To make this map communicate rather than simply look pretty, we need a few administrative touches. Adding a basic tooltip using SVG’s title element is a reasonable improvement, but we really need a legend to make the meaning of the area encoding is apparent. Here is a basic legend that displays three circles and their associated population sizes:
var legend = svg.append("g")
.attr("class", "legend")
.attr("transform", "translate(" + (width - 50) + "," + (height - 20) + ")")
.selectAll("g")
.data([1e6, 3e6, 6e6])
.enter().append("g");
legend.append("circle")
.attr("cy", function(d) { return -radius(d); })
.attr("r", radius);
legend.append("text")
.attr("y", function(d) { return -2 * radius(d); })
.attr("dy", "1.3em")
.text(d3.format(".1s"));
And the corresponding styles:
.legend circle {
fill: none;
stroke: #ccc;
}
.legend text {
fill: #777;
font: 10px sans-serif;
text-anchor: middle;
}
An alternative to the explicit legend is to annotate a few circles with their exact value — say, Los Angeles, Miami-Dade, and Cook. These values can then serve as comparison points for the other value, rather than needing additional visual elements.

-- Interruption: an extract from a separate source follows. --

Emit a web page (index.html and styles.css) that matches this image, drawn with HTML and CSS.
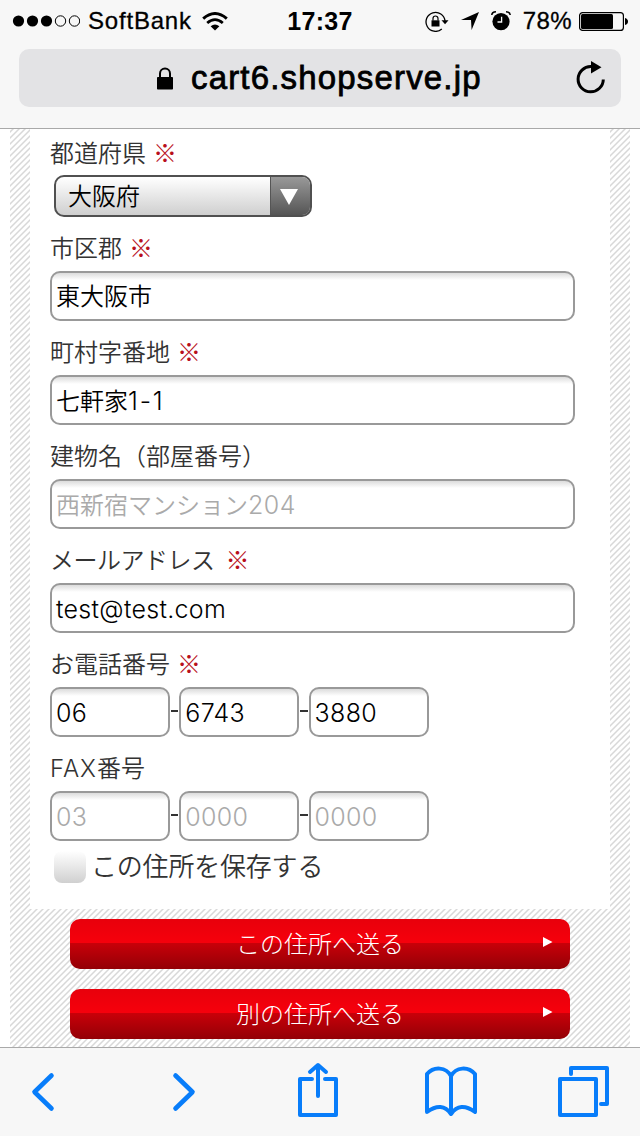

Lastly, a wide variety of interactive improvements could be made, such as custom tooltip that displays additional information and the county outline, or panning and zooming to allow the viewer to dive in for more detail. You might also consider a Voronoi overlay to make the counties with small populations easier to hover. This tutorial merely provides a basic starting point for an interactive graduated symbol map.